◆ **PROBLEM TO SOLVE**: Make an exact copy of the records, dropping all pictures.

##### PROVIDED MATERIAL

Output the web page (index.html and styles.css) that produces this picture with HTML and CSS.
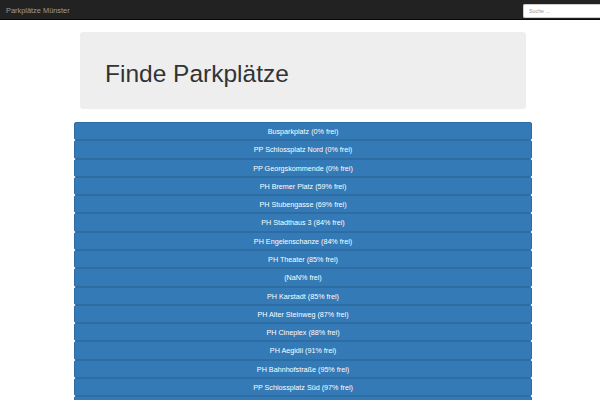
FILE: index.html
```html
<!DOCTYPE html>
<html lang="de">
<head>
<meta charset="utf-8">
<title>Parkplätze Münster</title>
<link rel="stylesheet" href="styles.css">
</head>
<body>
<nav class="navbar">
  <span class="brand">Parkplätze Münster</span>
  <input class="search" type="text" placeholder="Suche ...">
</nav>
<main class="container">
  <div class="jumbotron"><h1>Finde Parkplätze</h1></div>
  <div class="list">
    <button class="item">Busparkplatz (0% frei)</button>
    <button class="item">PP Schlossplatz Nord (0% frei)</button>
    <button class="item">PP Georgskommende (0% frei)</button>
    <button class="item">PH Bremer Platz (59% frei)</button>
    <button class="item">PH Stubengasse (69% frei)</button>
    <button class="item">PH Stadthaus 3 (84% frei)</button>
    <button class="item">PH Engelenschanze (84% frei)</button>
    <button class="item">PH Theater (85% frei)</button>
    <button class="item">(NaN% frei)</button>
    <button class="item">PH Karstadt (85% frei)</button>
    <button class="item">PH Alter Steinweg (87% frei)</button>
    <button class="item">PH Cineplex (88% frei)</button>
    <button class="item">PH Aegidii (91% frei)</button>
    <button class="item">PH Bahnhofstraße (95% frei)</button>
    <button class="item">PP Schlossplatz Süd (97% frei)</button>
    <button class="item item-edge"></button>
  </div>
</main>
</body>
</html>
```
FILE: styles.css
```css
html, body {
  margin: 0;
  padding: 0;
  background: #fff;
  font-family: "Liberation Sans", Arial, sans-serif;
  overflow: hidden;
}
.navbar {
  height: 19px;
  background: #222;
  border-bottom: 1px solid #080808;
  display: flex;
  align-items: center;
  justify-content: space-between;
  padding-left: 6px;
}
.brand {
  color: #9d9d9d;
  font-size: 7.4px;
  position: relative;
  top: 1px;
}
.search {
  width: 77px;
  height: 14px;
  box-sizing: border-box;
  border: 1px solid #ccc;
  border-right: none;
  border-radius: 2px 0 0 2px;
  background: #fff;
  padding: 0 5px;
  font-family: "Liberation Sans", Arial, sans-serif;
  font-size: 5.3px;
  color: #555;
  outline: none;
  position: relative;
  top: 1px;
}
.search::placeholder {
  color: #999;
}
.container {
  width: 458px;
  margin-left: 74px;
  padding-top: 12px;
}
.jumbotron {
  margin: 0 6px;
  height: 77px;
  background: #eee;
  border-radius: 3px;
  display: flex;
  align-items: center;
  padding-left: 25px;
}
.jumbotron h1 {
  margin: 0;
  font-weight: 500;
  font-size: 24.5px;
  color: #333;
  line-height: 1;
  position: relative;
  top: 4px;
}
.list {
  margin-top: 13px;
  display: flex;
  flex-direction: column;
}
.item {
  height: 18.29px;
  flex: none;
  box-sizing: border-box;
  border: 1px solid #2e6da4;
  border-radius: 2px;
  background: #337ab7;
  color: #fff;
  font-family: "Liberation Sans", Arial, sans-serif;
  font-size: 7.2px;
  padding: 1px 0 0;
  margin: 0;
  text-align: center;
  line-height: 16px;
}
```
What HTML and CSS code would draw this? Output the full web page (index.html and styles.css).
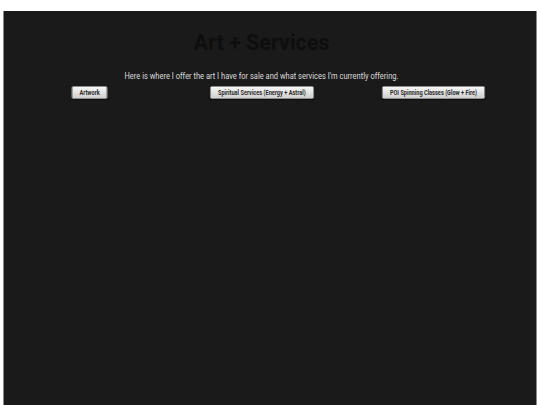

##########

◆ **SOLVED PROBLEM**:
Output the web page (index.html and styles.css) that produces this picture with HTML and CSS.
FILE: index.html
```html
<!DOCTYPE html>
<html lang="de">
<head>
<meta charset="utf-8">
<title>Parkplätze Münster</title>
<link rel="stylesheet" href="styles.css">
</head>
<body>
<nav class="navbar">
  <span class="brand">Parkplätze Münster</span>
  <input class="search" type="text" placeholder="Suche ...">
</nav>
<main class="container">
  <div class="jumbotron"><h1>Finde Parkplätze</h1></div>
  <div class="list">
    <button class="item">Busparkplatz (0% frei)</button>
    <button class="item">PP Schlossplatz Nord (0% frei)</button>
    <button class="item">PP Georgskommende (0% frei)</button>
    <button class="item">PH Bremer Platz (59% frei)</button>
    <button class="item">PH Stubengasse (69% frei)</button>
    <button class="item">PH Stadthaus 3 (84% frei)</button>
    <button class="item">PH Engelenschanze (84% frei)</button>
    <button class="item">PH Theater (85% frei)</button>
    <button class="item">(NaN% frei)</button>
    <button class="item">PH Karstadt (85% frei)</button>
    <button class="item">PH Alter Steinweg (87% frei)</button>
    <button class="item">PH Cineplex (88% frei)</button>
    <button class="item">PH Aegidii (91% frei)</button>
    <button class="item">PH Bahnhofstraße (95% frei)</button>
    <button class="item">PP Schlossplatz Süd (97% frei)</button>
    <button class="item item-edge"></button>
  </div>
</main>
</body>
</html>
```
FILE: styles.css
```css
html, body {
  margin: 0;
  padding: 0;
  background: #fff;
  font-family: "Liberation Sans", Arial, sans-serif;
  overflow: hidden;
}
.navbar {
  height: 19px;
  background: #222;
  border-bottom: 1px solid #080808;
  display: flex;
  align-items: center;
  justify-content: space-between;
  padding-left: 6px;
}
.brand {
  color: #9d9d9d;
  font-size: 7.4px;
  position: relative;
  top: 1px;
}
.search {
  width: 77px;
  height: 14px;
  box-sizing: border-box;
  border: 1px solid #ccc;
  border-right: none;
  border-radius: 2px 0 0 2px;
  background: #fff;
  padding: 0 5px;
  font-family: "Liberation Sans", Arial, sans-serif;
  font-size: 5.3px;
  color: #555;
  outline: none;
  position: relative;
  top: 1px;
}
.search::placeholder {
  color: #999;
}
.container {
  width: 458px;
  margin-left: 74px;
  padding-top: 12px;
}
.jumbotron {
  margin: 0 6px;
  height: 77px;
  background: #eee;
  border-radius: 3px;
  display: flex;
  align-items: center;
  padding-left: 25px;
}
.jumbotron h1 {
  margin: 0;
  font-weight: 500;
  font-size: 24.5px;
  color: #333;
  line-height: 1;
  position: relative;
  top: 4px;
}
.list {
  margin-top: 13px;
  display: flex;
  flex-direction: column;
}
.item {
  height: 18.29px;
  flex: none;
  box-sizing: border-box;
  border: 1px solid #2e6da4;
  border-radius: 2px;
  background: #337ab7;
  color: #fff;
  font-family: "Liberation Sans", Arial, sans-serif;
  font-size: 7.2px;
  padding: 1px 0 0;
  margin: 0;
  text-align: center;
  line-height: 16px;
}
```
What HTML and CSS code would draw this? Output the full web page (index.html and styles.css).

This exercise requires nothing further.